Is Istanbul crowded in May?
Moderately. May falls in the shoulder season — busier than the winter months (December through February) but considerably less packed than June through August. You'll notice cruise ship passengers around Sultanahmet and the major sites on certain days, and the Grand Bazaar is always busy, but queues at Hagia Sophia and Topkapı Palace are manageable with an early start. The Asian side remains relatively tourist-free year-round.
Can you swim in Istanbul in May?
Not comfortably. Bosphorus water temperatures in May hover around 14-16°C (57-61°F), which is cold enough to deter most swimmers. The public beaches along the Sea of Marmara and Black Sea coasts don't really open for swimming season until mid-June. If swimming is a priority, wait until July or August, or plan a side trip to the Aegean coast where waters warm up earlier.
Does Ramadan affect visiting Istanbul in May?
It depends on the year — Ramadan follows the Islamic lunar calendar and shifts roughly 11 days earlier each year.
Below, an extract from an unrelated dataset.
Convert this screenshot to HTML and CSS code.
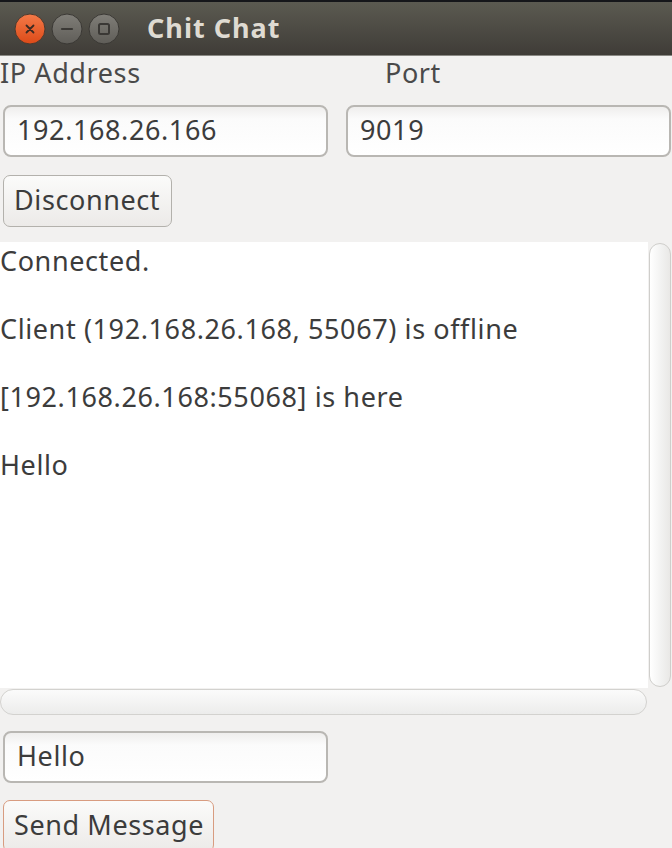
FILE: index.html
```html
<!DOCTYPE html>
<html>
<head>
<meta charset="utf-8">
<title>Chit Chat</title>
<link rel="stylesheet" href="styles.css">
</head>
<body>
<div class="window">
  <header class="titlebar">
    <div class="wbtns">
      <svg class="wbtn" width="32" height="32" viewBox="0 0 32 32">
        <defs>
          <linearGradient id="gClose" x1="0" y1="0" x2="0" y2="1">
            <stop offset="0" stop-color="#f47a48"/>
            <stop offset="1" stop-color="#dc4a18"/>
          </linearGradient>
          <linearGradient id="gGray" x1="0" y1="0" x2="0" y2="1">
            <stop offset="0" stop-color="#807e78"/>
            <stop offset="1" stop-color="#5f5d58"/>
          </linearGradient>
        </defs>
        <circle cx="16" cy="16" r="15" fill="url(#gClose)" stroke="#4a3a30" stroke-width="1"/>
        <path d="M12.5 12.5 L19.5 19.5 M19.5 12.5 L12.5 19.5" stroke="#3b2a22" stroke-width="1.8" stroke-linecap="round"/>
      </svg>
      <svg class="wbtn" width="32" height="32" viewBox="0 0 32 32">
        <circle cx="16" cy="16" r="15" fill="url(#gGray)" stroke="#3a3834" stroke-width="1"/>
        <path d="M11 16 H21" stroke="#3a3835" stroke-width="2.2" stroke-linecap="round"/>
      </svg>
      <svg class="wbtn" width="32" height="32" viewBox="0 0 32 32">
        <circle cx="16" cy="16" r="15" fill="url(#gGray)" stroke="#3a3834" stroke-width="1"/>
        <rect x="11" y="11" width="10" height="10" rx="1.5" fill="none" stroke="#3a3835" stroke-width="2"/>
      </svg>
    </div>
    <div class="title">Chit Chat</div>
  </header>

  <main class="content">
    <div class="conn">
      <span class="lbl lbl-ip">IP Address</span>
      <span class="lbl lbl-port">Port</span>
      <div class="entry">192.168.26.166</div>
      <div class="entry">9019</div>
    </div>

    <div class="btn btn-disconnect">Disconnect</div>

    <div class="log">
      <div class="view">
        <p>Connected.</p>
        <p>Client (192.168.26.168, 55067) is offline</p>
        <p>[192.168.26.168:55068] is here</p>
        <p>Hello</p>
      </div>
      <div class="vscroll"></div>
      <div class="hscroll"></div>
    </div>

    <div class="entry entry-msg">Hello</div>

    <div class="btn btn-send">Send Message</div>
  </main>
</div>
</body>
</html>
```

FILE: styles.css
```css
* { box-sizing: border-box; }

html, body {
  margin: 0;
  padding: 0;
  width: 672px;
  height: 848px;
  overflow: hidden;
  background: #f2f1f0;
}

body {
  font-family: "Noto Sans", "Open Sans", "DejaVu Sans", sans-serif;
  font-size: 27px;
  letter-spacing: 0.6px;
  line-height: 34px;
  color: #3c3c3c;
}

.window {
  display: flex;
  flex-direction: column;
  height: 848px;
}

.titlebar {
  height: 56px;
  flex: none;
  display: flex;
  align-items: center;
  padding-left: 14px;
  border-top: 2px solid #15161a;
  border-bottom: 1px solid #8a8984;
  background: linear-gradient(#5b5a51, #3f3c37);
}

.wbtns {
  display: flex;
  gap: 5px;
  margin-top: 1px;
}

.wbtn { display: block; }

.title {
  margin-left: 27px;
  font-weight: bold;
  color: #dfdbd2;
  font-size: 27px;
  letter-spacing: 1px;
  margin-top: -1px;
}

.content {
  display: flex;
  flex-direction: column;
  align-items: flex-start;
}

.conn {
  display: grid;
  grid-template-columns: 325px 325px;
  column-gap: 18px;
  row-gap: 15px;
  padding-left: 3px;
  width: 672px;
}

.lbl {
  color: #4a4a4a;
}

.lbl-ip { margin-left: -3px; }
.lbl-port { margin-left: 39px; }

.entry {
  height: 52px;
  display: flex;
  align-items: center;
  padding-left: 12px;
  padding-bottom: 3px;
  border: 2px solid #b9b7b3;
  border-radius: 8px;
  background: linear-gradient(#efeeed, #fbfbfb 25%, #ffffff);
  white-space: nowrap;
}

.btn {
  height: 52px;
  display: flex;
  align-items: center;
  padding-left: 10px;
  padding-right: 0;
  padding-bottom: 3px;
  margin-left: 3px;
  border: 1.5px solid #b3b1ac;
  border-radius: 7px;
  background: linear-gradient(#fbfbfa, #eceae8);
  white-space: nowrap;
}

.btn-disconnect {
  margin-top: 18px;
  width: 169px;
}

.log {
  margin-top: 15px;
  width: 672px;
  display: grid;
  grid-template-columns: 648px 24px;
  grid-template-rows: 446px 28px;
}

.view {
  background: #ffffff;
  padding-top: 2px;
  overflow: hidden;
}

.view p {
  margin: 0 0 34px 0;
  white-space: nowrap;
}

.vscroll {
  margin: 1px 1px 1px 1px;
  border: 1.5px solid #cfcecb;
  border-radius: 12px;
  background: linear-gradient(90deg, #ffffff, #f1f1f0 60%, #e9e8e6);
}

.hscroll {
  margin: 1px 1px 1px 0;
  border: 1.5px solid #d3d2cf;
  border-radius: 13px;
  background: linear-gradient(#fbfbfb, #ececeb);
}

.entry-msg {
  margin-top: 15px;
  margin-left: 3px;
  width: 325px;
}

.btn-send {
  margin-top: 17px;
  width: 211px;
  border-color: #d89c80;
}
```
When it does fall in May, the impact on tourists is relatively mild in Istanbul compared to more conservative cities. Restaurants in tourist areas and cosmopolitan neighborhoods like Beyoğlu and Karaköy stay open during daylight hours. You might find fewer lunch options in conservative neighborhoods like Fatih. The upside is the communal iftar atmosphere at sunset, around Sultanahmet Square and Eyüp, which is worth experiencing.